**Stated problem:** Give every line of the data again, unchanged, but with no pictures.

**Dataset excerpt:**
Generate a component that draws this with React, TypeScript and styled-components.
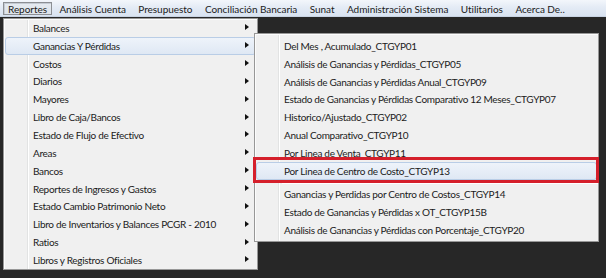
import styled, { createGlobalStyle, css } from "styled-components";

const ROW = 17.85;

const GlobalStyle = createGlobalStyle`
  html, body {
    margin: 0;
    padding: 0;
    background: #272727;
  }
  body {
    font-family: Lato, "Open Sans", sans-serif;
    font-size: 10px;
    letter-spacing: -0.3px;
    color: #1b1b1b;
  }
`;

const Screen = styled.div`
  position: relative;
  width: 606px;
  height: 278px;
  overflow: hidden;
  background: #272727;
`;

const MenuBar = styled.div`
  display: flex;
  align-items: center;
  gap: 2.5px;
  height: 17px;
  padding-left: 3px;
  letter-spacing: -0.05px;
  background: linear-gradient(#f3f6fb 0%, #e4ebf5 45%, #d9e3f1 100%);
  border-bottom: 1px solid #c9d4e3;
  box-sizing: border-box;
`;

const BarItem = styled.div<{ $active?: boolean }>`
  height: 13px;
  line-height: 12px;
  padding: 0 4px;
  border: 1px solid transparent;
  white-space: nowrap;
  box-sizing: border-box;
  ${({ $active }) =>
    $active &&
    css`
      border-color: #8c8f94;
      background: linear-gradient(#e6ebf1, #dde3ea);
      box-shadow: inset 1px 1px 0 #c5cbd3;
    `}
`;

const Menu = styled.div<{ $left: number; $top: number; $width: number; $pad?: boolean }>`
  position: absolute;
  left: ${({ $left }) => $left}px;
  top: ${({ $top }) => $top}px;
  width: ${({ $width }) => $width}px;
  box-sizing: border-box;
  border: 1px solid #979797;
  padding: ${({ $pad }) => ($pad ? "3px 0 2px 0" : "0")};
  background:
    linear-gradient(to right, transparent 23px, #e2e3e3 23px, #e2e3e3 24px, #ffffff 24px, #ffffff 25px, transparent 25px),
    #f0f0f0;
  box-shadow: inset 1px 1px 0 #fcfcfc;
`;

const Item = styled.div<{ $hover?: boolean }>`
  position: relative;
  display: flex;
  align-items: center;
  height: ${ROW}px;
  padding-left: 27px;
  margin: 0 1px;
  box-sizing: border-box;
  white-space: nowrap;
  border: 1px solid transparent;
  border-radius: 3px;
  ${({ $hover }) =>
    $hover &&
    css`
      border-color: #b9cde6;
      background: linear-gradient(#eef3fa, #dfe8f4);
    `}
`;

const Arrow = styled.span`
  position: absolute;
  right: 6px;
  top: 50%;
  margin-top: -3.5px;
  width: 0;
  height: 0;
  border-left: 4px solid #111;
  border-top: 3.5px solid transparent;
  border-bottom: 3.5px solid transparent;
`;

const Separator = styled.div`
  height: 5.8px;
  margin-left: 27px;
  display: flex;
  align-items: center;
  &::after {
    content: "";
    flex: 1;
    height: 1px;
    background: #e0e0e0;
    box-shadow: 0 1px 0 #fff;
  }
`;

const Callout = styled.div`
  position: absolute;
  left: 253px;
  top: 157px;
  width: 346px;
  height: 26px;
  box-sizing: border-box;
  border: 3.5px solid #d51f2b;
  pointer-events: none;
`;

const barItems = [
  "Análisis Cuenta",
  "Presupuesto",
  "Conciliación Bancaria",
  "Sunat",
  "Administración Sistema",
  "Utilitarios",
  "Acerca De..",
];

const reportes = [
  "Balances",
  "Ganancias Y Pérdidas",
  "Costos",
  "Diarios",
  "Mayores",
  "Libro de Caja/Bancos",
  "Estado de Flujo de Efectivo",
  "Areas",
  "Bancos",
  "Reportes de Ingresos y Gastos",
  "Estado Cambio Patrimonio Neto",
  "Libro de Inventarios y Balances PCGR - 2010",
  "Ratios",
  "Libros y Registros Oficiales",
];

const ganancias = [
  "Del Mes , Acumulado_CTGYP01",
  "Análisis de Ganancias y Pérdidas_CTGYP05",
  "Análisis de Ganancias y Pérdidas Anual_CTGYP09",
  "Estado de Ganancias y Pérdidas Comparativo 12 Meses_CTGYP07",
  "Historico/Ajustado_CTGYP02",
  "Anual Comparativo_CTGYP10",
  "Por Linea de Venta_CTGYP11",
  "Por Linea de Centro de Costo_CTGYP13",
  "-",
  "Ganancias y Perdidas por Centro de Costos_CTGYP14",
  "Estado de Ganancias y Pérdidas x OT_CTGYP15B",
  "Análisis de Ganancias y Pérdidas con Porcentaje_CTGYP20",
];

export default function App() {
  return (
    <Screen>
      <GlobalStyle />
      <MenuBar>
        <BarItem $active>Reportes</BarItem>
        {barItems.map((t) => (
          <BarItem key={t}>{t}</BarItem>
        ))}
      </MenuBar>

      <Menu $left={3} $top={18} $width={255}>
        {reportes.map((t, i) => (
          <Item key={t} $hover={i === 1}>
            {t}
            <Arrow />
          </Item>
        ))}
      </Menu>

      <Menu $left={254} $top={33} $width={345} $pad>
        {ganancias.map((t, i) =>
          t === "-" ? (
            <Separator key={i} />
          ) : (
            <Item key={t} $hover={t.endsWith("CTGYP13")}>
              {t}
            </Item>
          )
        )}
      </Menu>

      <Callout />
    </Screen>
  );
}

**Answer for the task:**
Generate a component that draws this with React, TypeScript and styled-components.
import styled, { createGlobalStyle, css } from "styled-components";

const ROW = 17.85;

const GlobalStyle = createGlobalStyle`
  html, body {
    margin: 0;
    padding: 0;
    background: #272727;
  }
  body {
    font-family: Lato, "Open Sans", sans-serif;
    font-size: 10px;
    letter-spacing: -0.3px;
    color: #1b1b1b;
  }
`;

const Screen = styled.div`
  position: relative;
  width: 606px;
  height: 278px;
  overflow: hidden;
  background: #272727;
`;

const MenuBar = styled.div`
  display: flex;
  align-items: center;
  gap: 2.5px;
  height: 17px;
  padding-left: 3px;
  letter-spacing: -0.05px;
  background: linear-gradient(#f3f6fb 0%, #e4ebf5 45%, #d9e3f1 100%);
  border-bottom: 1px solid #c9d4e3;
  box-sizing: border-box;
`;

const BarItem = styled.div<{ $active?: boolean }>`
  height: 13px;
  line-height: 12px;
  padding: 0 4px;
  border: 1px solid transparent;
  white-space: nowrap;
  box-sizing: border-box;
  ${({ $active }) =>
    $active &&
    css`
      border-color: #8c8f94;
      background: linear-gradient(#e6ebf1, #dde3ea);
      box-shadow: inset 1px 1px 0 #c5cbd3;
    `}
`;

const Menu = styled.div<{ $left: number; $top: number; $width: number; $pad?: boolean }>`
  position: absolute;
  left: ${({ $left }) => $left}px;
  top: ${({ $top }) => $top}px;
  width: ${({ $width }) => $width}px;
  box-sizing: border-box;
  border: 1px solid #979797;
  padding: ${({ $pad }) => ($pad ? "3px 0 2px 0" : "0")};
  background:
    linear-gradient(to right, transparent 23px, #e2e3e3 23px, #e2e3e3 24px, #ffffff 24px, #ffffff 25px, transparent 25px),
    #f0f0f0;
  box-shadow: inset 1px 1px 0 #fcfcfc;
`;

const Item = styled.div<{ $hover?: boolean }>`
  position: relative;
  display: flex;
  align-items: center;
  height: ${ROW}px;
  padding-left: 27px;
  margin: 0 1px;
  box-sizing: border-box;
  white-space: nowrap;
  border: 1px solid transparent;
  border-radius: 3px;
  ${({ $hover }) =>
    $hover &&
    css`
      border-color: #b9cde6;
      background: linear-gradient(#eef3fa, #dfe8f4);
    `}
`;

const Arrow = styled.span`
  position: absolute;
  right: 6px;
  top: 50%;
  margin-top: -3.5px;
  width: 0;
  height: 0;
  border-left: 4px solid #111;
  border-top: 3.5px solid transparent;
  border-bottom: 3.5px solid transparent;
`;

const Separator = styled.div`
  height: 5.8px;
  margin-left: 27px;
  display: flex;
  align-items: center;
  &::after {
    content: "";
    flex: 1;
    height: 1px;
    background: #e0e0e0;
    box-shadow: 0 1px 0 #fff;
  }
`;

const Callout = styled.div`
  position: absolute;
  left: 253px;
  top: 157px;
  width: 346px;
  height: 26px;
  box-sizing: border-box;
  border: 3.5px solid #d51f2b;
  pointer-events: none;
`;

const barItems = [
  "Análisis Cuenta",
  "Presupuesto",
  "Conciliación Bancaria",
  "Sunat",
  "Administración Sistema",
  "Utilitarios",
  "Acerca De..",
];

const reportes = [
  "Balances",
  "Ganancias Y Pérdidas",
  "Costos",
  "Diarios",
  "Mayores",
  "Libro de Caja/Bancos",
  "Estado de Flujo de Efectivo",
  "Areas",
  "Bancos",
  "Reportes de Ingresos y Gastos",
  "Estado Cambio Patrimonio Neto",
  "Libro de Inventarios y Balances PCGR - 2010",
  "Ratios",
  "Libros y Registros Oficiales",
];

const ganancias = [
  "Del Mes , Acumulado_CTGYP01",
  "Análisis de Ganancias y Pérdidas_CTGYP05",
  "Análisis de Ganancias y Pérdidas Anual_CTGYP09",
  "Estado de Ganancias y Pérdidas Comparativo 12 Meses_CTGYP07",
  "Historico/Ajustado_CTGYP02",
  "Anual Comparativo_CTGYP10",
  "Por Linea de Venta_CTGYP11",
  "Por Linea de Centro de Costo_CTGYP13",
  "-",
  "Ganancias y Perdidas por Centro de Costos_CTGYP14",
  "Estado de Ganancias y Pérdidas x OT_CTGYP15B",
  "Análisis de Ganancias y Pérdidas con Porcentaje_CTGYP20",
];

export default function App() {
  return (
    <Screen>
      <GlobalStyle />
      <MenuBar>
        <BarItem $active>Reportes</BarItem>
        {barItems.map((t) => (
          <BarItem key={t}>{t}</BarItem>
        ))}
      </MenuBar>

      <Menu $left={3} $top={18} $width={255}>
        {reportes.map((t, i) => (
          <Item key={t} $hover={i === 1}>
            {t}
            <Arrow />
          </Item>
        ))}
      </Menu>

      <Menu $left={254} $top={33} $width={345} $pad>
        {ganancias.map((t, i) =>
          t === "-" ? (
            <Separator key={i} />
          ) : (
            <Item key={t} $hover={t.endsWith("CTGYP13")}>
              {t}
            </Item>
          )
        )}
      </Menu>

      <Callout />
    </Screen>
  );
}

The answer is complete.